Transcribe the material verbatim in full; the pictures do not belong in the copy.

→ DATA SHOWN:

=======

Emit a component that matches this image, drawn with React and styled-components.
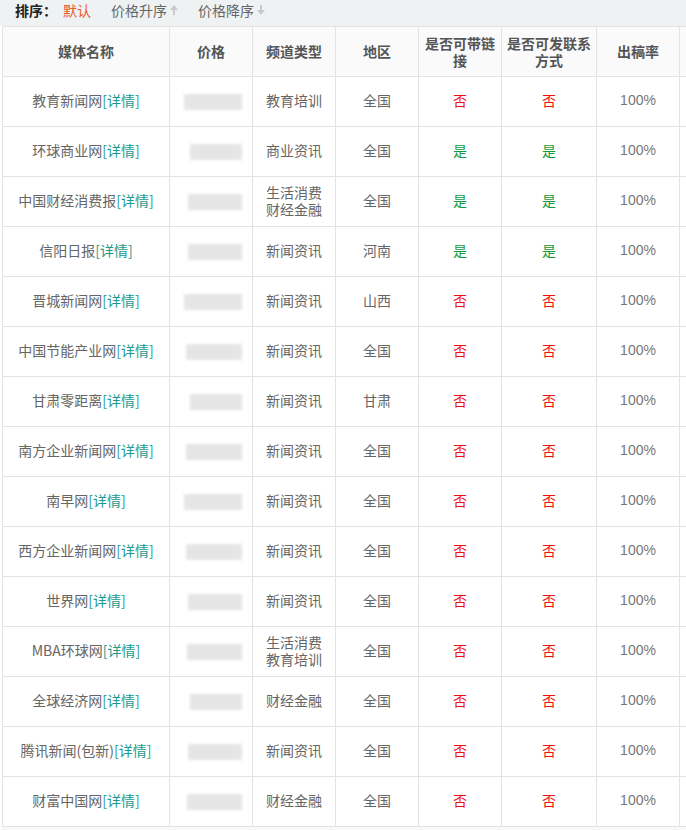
import styled, { createGlobalStyle } from "styled-components";

const GlobalStyle = createGlobalStyle`
  html, body {
    margin: 0;
    padding: 0;
    background: #fff;
    overflow: hidden;
    font-family: "Noto Sans CJK SC", "Liberation Sans", sans-serif;
  }
`;

const SortBar = styled.div`
  display: flex;
  align-items: center;
  height: 26px;
  padding: 0 0 6px 15px;
  box-sizing: border-box;
  background: #eff2f3;
  font-size: 14px;
  line-height: 20px;
  color: #666;
`;

const SortLabel = styled.span`
  color: #222;
  font-weight: bold;
  margin-right: 6px;
`;

const SortItem = styled.span`
  display: flex;
  align-items: center;
  gap: 3px;
  margin-right: 20px;
  color: ${(p) => (p.active ? "#e8582a" : "#666")};
`;

const Table = styled.table`
  margin-left: 2px;
  width: 780px;
  border-collapse: collapse;
  table-layout: fixed;
  font-size: 14px;
  color: #666;
`;

const Th = styled.th`
  height: 49px;
  padding: 0 2px;
  border: 1px solid #e3e3e3;
  background: #fafafa;
  color: #555;
  font-weight: bold;
  line-height: 17px;
  text-align: center;
`;

const Td = styled.td`
  height: 47px;
  padding: 0 4px 2px;
  border: 1px solid #e3e3e3;
  text-align: center;
  line-height: 17px;
  white-space: pre-line;
  color: ${(p) => p.color || "#666"};
  font-family: ${(p) =>
    p.latin ? '"Liberation Sans", sans-serif' : "inherit"};
`;

const PriceTd = styled(Td)`
  padding: 0;
  height: 49px;
`;

const Blur = styled.div`
  margin: 0 auto 0 ${(p) => p.left}px;
  width: ${(p) => p.w}px;
  height: 16px;
  background: #e5e5e5;
  filter: blur(1.5px);
`;

const Detail = styled.span`
  color: #1a9a8e;
`;

const Footer = styled.div`
  height: 10px;
  margin-left: 2px;
  background: #f8f8f8;
`;

const Arrow = ({ down }) => (
  <svg width="8" height="10" viewBox="0 0 8 10">
    <path
      d={down ? "M3 0h2v5h3L4 10 0 5h3z" : "M3 10h2V5h3L4 0 0 5h3z"}
      fill="#c9c9c9"
    />
  </svg>
);

const rows = [
  ["教育新闻网", "教育培训", "全国", false, false, 58],
  ["环球商业网", "商业资讯", "全国", true, true, 52],
  ["中国财经消费报", "生活消费\n财经金融", "全国", true, true, 54],
  ["信阳日报", "新闻资讯", "河南", true, true, 54],
  ["晋城新闻网", "新闻资讯", "山西", false, false, 58],
  ["中国节能产业网", "新闻资讯", "全国", false, false, 56],
  ["甘肃零距离", "新闻资讯", "甘肃", false, false, 52],
  ["南方企业新闻网", "新闻资讯", "全国", false, false, 56],
  ["南早网", "新闻资讯", "全国", false, false, 58],
  ["西方企业新闻网", "新闻资讯", "全国", false, false, 56],
  ["世界网", "新闻资讯", "全国", false, false, 54],
  ["MBA环球网", "生活消费\n教育培训", "全国", false, false, 55],
  ["全球经济网", "财经金融", "全国", false, false, 52],
  ["腾讯新闻(包新)", "新闻资讯", "全国", false, false, 54],
  ["财富中国网", "财经金融", "全国", false, false, 55],
];

const YesNo = ({ v }) => (
  <Td color={v ? "#129a3c" : "#f01010"}>{v ? "是" : "否"}</Td>
);

export default function App() {
  return (
    <>
      <GlobalStyle />
      <SortBar>
        <SortLabel>排序：</SortLabel>
        <SortItem active>默认</SortItem>
        <SortItem>
          价格升序 <Arrow />
        </SortItem>
        <SortItem>
          价格降序 <Arrow down />
        </SortItem>
      </SortBar>
      <Table>
        <colgroup>
          <col style={{ width: 167 }} />
          <col style={{ width: 83 }} />
          <col style={{ width: 83 }} />
          <col style={{ width: 83 }} />
          <col style={{ width: 83 }} />
          <col style={{ width: 95 }} />
          <col style={{ width: 83 }} />
          <col />
        </colgroup>
        <thead>
          <tr>
            <Th>媒体名称</Th>
            <Th>价格</Th>
            <Th>频道类型</Th>
            <Th>地区</Th>
            <Th>是否可带链接</Th>
            <Th>是否可发联系方式</Th>
            <Th>出稿率</Th>
            <Th />
          </tr>
        </thead>
        <tbody>
          {rows.map(([name, cat, area, link, contact, w], i) => (
            <tr key={i}>
              <Td>
                {name}
                <Detail>[详情]</Detail>
              </Td>
              <PriceTd>
                <Blur w={w} left={72 - w} />
              </PriceTd>
              <Td>{cat}</Td>
              <Td>{area}</Td>
              <YesNo v={link} />
              <YesNo v={contact} />
              <Td latin color="#777">
                100%
              </Td>
              <Td />
            </tr>
          ))}
        </tbody>
      </Table>
      <Footer />
    </>
  );
}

=======

→ WRITTEN SOLUTION:
Emit a component that matches this image, drawn with React and styled-components.
import styled, { createGlobalStyle } from "styled-components";

const GlobalStyle = createGlobalStyle`
  html, body {
    margin: 0;
    padding: 0;
    background: #fff;
    overflow: hidden;
    font-family: "Noto Sans CJK SC", "Liberation Sans", sans-serif;
  }
`;

const SortBar = styled.div`
  display: flex;
  align-items: center;
  height: 26px;
  padding: 0 0 6px 15px;
  box-sizing: border-box;
  background: #eff2f3;
  font-size: 14px;
  line-height: 20px;
  color: #666;
`;

const SortLabel = styled.span`
  color: #222;
  font-weight: bold;
  margin-right: 6px;
`;

const SortItem = styled.span`
  display: flex;
  align-items: center;
  gap: 3px;
  margin-right: 20px;
  color: ${(p) => (p.active ? "#e8582a" : "#666")};
`;

const Table = styled.table`
  margin-left: 2px;
  width: 780px;
  border-collapse: collapse;
  table-layout: fixed;
  font-size: 14px;
  color: #666;
`;

const Th = styled.th`
  height: 49px;
  padding: 0 2px;
  border: 1px solid #e3e3e3;
  background: #fafafa;
  color: #555;
  font-weight: bold;
  line-height: 17px;
  text-align: center;
`;

const Td = styled.td`
  height: 47px;
  padding: 0 4px 2px;
  border: 1px solid #e3e3e3;
  text-align: center;
  line-height: 17px;
  white-space: pre-line;
  color: ${(p) => p.color || "#666"};
  font-family: ${(p) =>
    p.latin ? '"Liberation Sans", sans-serif' : "inherit"};
`;

const PriceTd = styled(Td)`
  padding: 0;
  height: 49px;
`;

const Blur = styled.div`
  margin: 0 auto 0 ${(p) => p.left}px;
  width: ${(p) => p.w}px;
  height: 16px;
  background: #e5e5e5;
  filter: blur(1.5px);
`;

const Detail = styled.span`
  color: #1a9a8e;
`;

const Footer = styled.div`
  height: 10px;
  margin-left: 2px;
  background: #f8f8f8;
`;

const Arrow = ({ down }) => (
  <svg width="8" height="10" viewBox="0 0 8 10">
    <path
      d={down ? "M3 0h2v5h3L4 10 0 5h3z" : "M3 10h2V5h3L4 0 0 5h3z"}
      fill="#c9c9c9"
    />
  </svg>
);

const rows = [
  ["教育新闻网", "教育培训", "全国", false, false, 58],
  ["环球商业网", "商业资讯", "全国", true, true, 52],
  ["中国财经消费报", "生活消费\n财经金融", "全国", true, true, 54],
  ["信阳日报", "新闻资讯", "河南", true, true, 54],
  ["晋城新闻网", "新闻资讯", "山西", false, false, 58],
  ["中国节能产业网", "新闻资讯", "全国", false, false, 56],
  ["甘肃零距离", "新闻资讯", "甘肃", false, false, 52],
  ["南方企业新闻网", "新闻资讯", "全国", false, false, 56],
  ["南早网", "新闻资讯", "全国", false, false, 58],
  ["西方企业新闻网", "新闻资讯", "全国", false, false, 56],
  ["世界网", "新闻资讯", "全国", false, false, 54],
  ["MBA环球网", "生活消费\n教育培训", "全国", false, false, 55],
  ["全球经济网", "财经金融", "全国", false, false, 52],
  ["腾讯新闻(包新)", "新闻资讯", "全国", false, false, 54],
  ["财富中国网", "财经金融", "全国", false, false, 55],
];

const YesNo = ({ v }) => (
  <Td color={v ? "#129a3c" : "#f01010"}>{v ? "是" : "否"}</Td>
);

export default function App() {
  return (
    <>
      <GlobalStyle />
      <SortBar>
        <SortLabel>排序：</SortLabel>
        <SortItem active>默认</SortItem>
        <SortItem>
          价格升序 <Arrow />
        </SortItem>
        <SortItem>
          价格降序 <Arrow down />
        </SortItem>
      </SortBar>
      <Table>
        <colgroup>
          <col style={{ width: 167 }} />
          <col style={{ width: 83 }} />
          <col style={{ width: 83 }} />
          <col style={{ width: 83 }} />
          <col style={{ width: 83 }} />
          <col style={{ width: 95 }} />
          <col style={{ width: 83 }} />
          <col />
        </colgroup>
        <thead>
          <tr>
            <Th>媒体名称</Th>
            <Th>价格</Th>
            <Th>频道类型</Th>
            <Th>地区</Th>
            <Th>是否可带链接</Th>
            <Th>是否可发联系方式</Th>
            <Th>出稿率</Th>
            <Th />
          </tr>
        </thead>
        <tbody>
          {rows.map(([name, cat, area, link, contact, w], i) => (
            <tr key={i}>
              <Td>
                {name}
                <Detail>[详情]</Detail>
              </Td>
              <PriceTd>
                <Blur w={w} left={72 - w} />
              </PriceTd>
              <Td>{cat}</Td>
              <Td>{area}</Td>
              <YesNo v={link} />
              <YesNo v={contact} />
              <Td latin color="#777">
                100%
              </Td>
              <Td />
            </tr>
          ))}
        </tbody>
      </Table>
      <Footer />
    </>
  );
}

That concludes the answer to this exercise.